- TASK TO COMPLETE -
Give the number of lines in the data that hold the string "this". Nothing else is needed.

-=-=-=-=-

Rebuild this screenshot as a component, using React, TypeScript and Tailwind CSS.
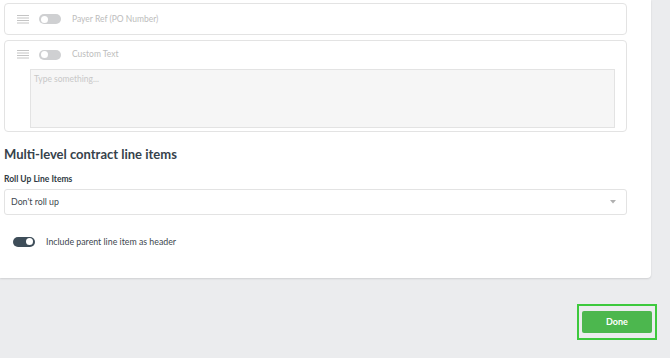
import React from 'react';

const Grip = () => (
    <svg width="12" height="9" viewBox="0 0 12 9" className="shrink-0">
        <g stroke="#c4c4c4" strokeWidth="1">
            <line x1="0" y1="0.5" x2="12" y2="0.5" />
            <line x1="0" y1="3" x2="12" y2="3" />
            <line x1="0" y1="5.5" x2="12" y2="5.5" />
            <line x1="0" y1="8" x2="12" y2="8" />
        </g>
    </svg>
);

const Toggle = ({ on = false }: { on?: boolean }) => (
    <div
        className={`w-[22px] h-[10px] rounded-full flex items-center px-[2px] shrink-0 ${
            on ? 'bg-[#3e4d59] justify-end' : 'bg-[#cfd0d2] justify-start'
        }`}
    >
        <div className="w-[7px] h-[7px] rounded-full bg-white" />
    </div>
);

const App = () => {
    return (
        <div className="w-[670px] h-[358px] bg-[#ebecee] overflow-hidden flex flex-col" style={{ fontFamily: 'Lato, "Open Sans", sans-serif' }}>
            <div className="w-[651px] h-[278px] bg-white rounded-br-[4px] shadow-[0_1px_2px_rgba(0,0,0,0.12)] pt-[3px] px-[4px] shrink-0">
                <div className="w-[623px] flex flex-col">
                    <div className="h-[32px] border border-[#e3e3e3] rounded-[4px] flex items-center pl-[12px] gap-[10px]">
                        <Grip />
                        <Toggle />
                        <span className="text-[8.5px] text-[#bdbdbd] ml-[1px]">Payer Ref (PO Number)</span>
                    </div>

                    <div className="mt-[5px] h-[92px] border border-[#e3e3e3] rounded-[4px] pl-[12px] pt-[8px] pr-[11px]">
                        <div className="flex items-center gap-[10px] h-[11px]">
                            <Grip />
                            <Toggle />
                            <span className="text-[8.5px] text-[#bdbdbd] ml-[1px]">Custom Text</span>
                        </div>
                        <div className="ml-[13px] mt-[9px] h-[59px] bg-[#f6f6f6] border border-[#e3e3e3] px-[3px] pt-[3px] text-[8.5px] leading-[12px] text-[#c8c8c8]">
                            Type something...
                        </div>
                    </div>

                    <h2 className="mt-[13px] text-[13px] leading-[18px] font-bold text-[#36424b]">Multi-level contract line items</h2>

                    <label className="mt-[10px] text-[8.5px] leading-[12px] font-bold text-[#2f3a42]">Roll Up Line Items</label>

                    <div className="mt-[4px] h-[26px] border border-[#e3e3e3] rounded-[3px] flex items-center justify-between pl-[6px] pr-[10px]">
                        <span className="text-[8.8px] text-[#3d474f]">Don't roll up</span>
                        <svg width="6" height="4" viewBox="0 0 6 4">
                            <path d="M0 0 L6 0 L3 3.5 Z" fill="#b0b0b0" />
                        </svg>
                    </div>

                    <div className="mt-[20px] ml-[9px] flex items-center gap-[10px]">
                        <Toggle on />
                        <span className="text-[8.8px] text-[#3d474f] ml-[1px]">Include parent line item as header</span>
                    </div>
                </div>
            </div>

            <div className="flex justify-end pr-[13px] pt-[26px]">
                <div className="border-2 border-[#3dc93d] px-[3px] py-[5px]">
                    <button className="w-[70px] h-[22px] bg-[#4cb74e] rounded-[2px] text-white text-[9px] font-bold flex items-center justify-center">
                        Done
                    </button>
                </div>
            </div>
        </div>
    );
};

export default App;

-=-=-=-=-

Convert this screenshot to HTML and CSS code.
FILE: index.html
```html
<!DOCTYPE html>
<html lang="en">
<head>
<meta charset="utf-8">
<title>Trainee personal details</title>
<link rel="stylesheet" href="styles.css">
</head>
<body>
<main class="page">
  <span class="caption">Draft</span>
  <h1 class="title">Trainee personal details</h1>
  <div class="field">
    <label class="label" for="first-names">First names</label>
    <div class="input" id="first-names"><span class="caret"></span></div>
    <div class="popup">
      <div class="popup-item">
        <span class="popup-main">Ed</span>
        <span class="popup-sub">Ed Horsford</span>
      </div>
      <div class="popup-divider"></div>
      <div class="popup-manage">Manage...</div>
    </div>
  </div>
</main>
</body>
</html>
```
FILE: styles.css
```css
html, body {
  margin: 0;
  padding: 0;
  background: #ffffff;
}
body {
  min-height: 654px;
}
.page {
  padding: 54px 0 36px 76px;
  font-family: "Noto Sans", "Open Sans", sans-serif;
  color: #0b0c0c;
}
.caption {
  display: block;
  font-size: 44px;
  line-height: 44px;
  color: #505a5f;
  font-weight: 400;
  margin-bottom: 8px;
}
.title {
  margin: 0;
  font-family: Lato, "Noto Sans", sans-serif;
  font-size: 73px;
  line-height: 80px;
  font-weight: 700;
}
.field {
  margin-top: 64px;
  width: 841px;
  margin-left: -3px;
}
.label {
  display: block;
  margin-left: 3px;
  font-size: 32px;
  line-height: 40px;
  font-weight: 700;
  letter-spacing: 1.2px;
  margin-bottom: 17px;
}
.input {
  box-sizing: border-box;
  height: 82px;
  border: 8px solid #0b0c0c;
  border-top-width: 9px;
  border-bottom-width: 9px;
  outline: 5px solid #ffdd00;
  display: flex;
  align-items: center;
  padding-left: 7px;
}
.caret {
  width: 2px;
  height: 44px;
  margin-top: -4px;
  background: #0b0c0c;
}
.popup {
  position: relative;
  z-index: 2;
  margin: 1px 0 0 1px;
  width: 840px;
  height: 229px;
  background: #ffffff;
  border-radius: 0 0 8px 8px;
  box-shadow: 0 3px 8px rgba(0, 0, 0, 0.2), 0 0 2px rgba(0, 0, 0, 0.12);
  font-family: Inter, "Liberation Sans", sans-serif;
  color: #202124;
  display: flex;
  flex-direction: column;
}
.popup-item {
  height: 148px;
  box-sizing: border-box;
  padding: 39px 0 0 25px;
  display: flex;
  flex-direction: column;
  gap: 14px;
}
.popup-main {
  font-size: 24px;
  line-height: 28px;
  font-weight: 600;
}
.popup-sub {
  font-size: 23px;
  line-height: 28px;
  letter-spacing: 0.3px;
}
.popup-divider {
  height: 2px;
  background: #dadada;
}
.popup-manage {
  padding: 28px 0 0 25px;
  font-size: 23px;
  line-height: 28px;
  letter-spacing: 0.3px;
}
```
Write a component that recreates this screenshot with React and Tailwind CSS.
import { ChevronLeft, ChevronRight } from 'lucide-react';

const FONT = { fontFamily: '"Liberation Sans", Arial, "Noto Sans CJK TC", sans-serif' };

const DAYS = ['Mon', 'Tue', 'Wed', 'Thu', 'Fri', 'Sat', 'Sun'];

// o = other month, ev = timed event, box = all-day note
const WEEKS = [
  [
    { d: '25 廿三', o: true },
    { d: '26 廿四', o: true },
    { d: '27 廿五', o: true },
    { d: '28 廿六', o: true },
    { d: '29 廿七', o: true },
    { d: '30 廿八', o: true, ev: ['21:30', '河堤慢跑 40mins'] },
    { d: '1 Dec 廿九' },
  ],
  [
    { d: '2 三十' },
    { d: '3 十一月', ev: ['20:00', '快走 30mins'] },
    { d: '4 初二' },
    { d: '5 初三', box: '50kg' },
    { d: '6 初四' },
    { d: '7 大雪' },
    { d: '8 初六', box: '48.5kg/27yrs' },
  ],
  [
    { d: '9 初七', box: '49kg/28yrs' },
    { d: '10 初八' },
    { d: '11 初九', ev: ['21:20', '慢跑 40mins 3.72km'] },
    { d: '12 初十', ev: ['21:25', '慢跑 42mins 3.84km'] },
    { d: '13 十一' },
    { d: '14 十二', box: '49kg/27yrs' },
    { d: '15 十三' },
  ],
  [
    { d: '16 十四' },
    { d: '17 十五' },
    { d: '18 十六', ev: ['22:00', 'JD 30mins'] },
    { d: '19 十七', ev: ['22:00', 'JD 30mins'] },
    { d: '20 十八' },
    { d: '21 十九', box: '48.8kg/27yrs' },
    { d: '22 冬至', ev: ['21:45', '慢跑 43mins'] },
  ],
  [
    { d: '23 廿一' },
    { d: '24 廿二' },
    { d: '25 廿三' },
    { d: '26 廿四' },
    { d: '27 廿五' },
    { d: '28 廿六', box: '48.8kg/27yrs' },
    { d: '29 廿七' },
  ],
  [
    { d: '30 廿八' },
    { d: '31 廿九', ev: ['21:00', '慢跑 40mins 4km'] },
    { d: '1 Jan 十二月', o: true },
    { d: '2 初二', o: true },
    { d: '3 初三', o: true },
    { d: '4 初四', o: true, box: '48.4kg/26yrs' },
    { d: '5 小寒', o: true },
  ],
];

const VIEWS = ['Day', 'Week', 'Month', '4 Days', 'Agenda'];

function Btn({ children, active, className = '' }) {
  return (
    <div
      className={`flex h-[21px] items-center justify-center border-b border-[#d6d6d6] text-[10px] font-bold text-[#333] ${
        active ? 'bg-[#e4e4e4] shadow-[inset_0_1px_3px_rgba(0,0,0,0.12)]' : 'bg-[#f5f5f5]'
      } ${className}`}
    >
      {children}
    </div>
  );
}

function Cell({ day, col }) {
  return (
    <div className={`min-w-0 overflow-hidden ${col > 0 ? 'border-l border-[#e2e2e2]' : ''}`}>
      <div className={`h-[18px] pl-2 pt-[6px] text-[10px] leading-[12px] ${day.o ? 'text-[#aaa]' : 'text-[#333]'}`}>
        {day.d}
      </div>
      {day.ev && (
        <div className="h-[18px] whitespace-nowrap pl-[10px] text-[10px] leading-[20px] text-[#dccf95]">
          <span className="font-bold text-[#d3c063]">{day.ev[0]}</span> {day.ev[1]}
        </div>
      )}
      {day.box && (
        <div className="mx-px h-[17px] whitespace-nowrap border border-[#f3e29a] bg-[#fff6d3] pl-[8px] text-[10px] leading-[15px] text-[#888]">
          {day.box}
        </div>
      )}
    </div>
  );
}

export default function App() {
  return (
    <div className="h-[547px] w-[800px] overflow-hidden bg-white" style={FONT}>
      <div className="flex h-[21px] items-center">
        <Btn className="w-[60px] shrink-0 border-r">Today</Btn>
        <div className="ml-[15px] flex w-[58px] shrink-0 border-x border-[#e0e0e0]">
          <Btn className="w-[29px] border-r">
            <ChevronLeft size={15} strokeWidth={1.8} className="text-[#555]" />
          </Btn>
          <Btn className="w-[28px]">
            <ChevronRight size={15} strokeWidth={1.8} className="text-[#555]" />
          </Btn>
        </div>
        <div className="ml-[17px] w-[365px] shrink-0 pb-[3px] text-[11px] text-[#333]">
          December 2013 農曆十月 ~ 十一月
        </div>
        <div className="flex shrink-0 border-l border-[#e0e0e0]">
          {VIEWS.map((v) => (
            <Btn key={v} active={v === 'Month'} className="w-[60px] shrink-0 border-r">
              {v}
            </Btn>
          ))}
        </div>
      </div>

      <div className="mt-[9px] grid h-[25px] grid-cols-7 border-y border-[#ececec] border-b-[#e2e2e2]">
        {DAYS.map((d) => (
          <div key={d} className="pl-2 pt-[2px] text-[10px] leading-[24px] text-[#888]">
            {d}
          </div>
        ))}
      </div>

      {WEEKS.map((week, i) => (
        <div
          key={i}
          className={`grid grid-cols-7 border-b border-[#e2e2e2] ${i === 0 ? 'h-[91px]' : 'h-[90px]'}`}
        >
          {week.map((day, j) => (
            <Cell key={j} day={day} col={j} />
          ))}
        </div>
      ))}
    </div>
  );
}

-=-=-=-=-

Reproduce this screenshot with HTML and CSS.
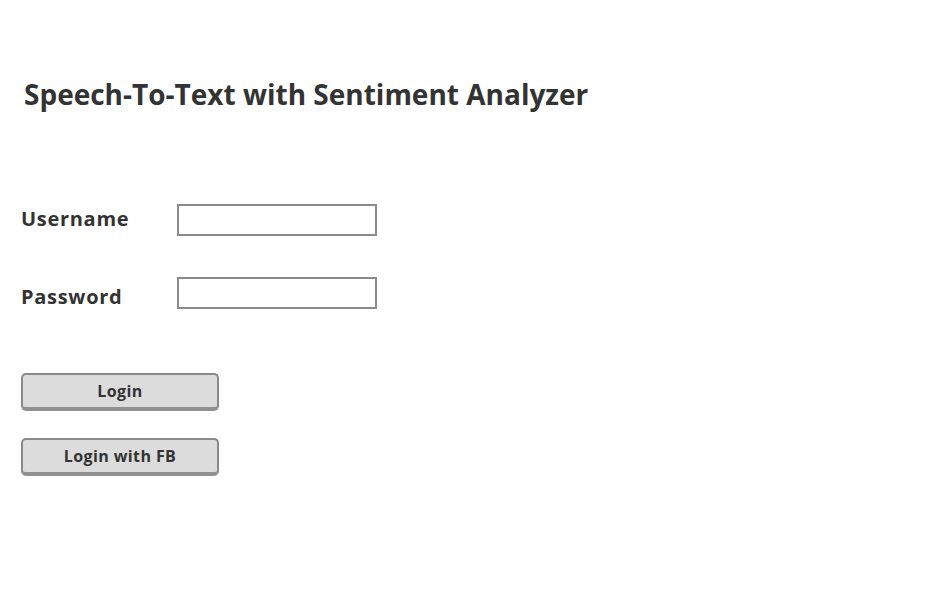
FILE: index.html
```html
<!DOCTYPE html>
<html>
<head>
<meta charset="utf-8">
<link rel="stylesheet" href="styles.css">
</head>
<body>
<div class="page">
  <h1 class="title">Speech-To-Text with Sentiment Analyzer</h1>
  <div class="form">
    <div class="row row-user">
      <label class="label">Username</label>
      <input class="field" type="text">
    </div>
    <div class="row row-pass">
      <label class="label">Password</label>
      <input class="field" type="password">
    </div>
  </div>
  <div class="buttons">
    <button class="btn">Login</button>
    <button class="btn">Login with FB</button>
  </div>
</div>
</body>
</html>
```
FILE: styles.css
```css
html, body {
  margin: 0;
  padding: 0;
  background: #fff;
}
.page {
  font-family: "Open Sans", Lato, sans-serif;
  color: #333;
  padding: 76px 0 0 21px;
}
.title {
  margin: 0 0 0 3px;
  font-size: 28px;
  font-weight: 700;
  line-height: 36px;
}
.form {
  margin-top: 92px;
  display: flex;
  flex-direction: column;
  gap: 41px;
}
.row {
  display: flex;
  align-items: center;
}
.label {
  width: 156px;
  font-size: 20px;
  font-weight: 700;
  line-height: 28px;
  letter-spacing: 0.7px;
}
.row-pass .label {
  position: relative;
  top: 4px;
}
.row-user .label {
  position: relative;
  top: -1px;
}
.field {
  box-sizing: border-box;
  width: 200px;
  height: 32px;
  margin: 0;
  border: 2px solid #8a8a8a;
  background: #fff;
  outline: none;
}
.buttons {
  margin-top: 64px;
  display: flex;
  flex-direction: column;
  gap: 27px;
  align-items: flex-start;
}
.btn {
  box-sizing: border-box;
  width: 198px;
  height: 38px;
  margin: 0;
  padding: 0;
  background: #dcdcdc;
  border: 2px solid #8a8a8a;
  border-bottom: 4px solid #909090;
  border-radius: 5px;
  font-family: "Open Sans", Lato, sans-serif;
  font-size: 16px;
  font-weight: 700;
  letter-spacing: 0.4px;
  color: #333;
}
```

-=-=-=-=-

- WRITTEN RESPONSE -
4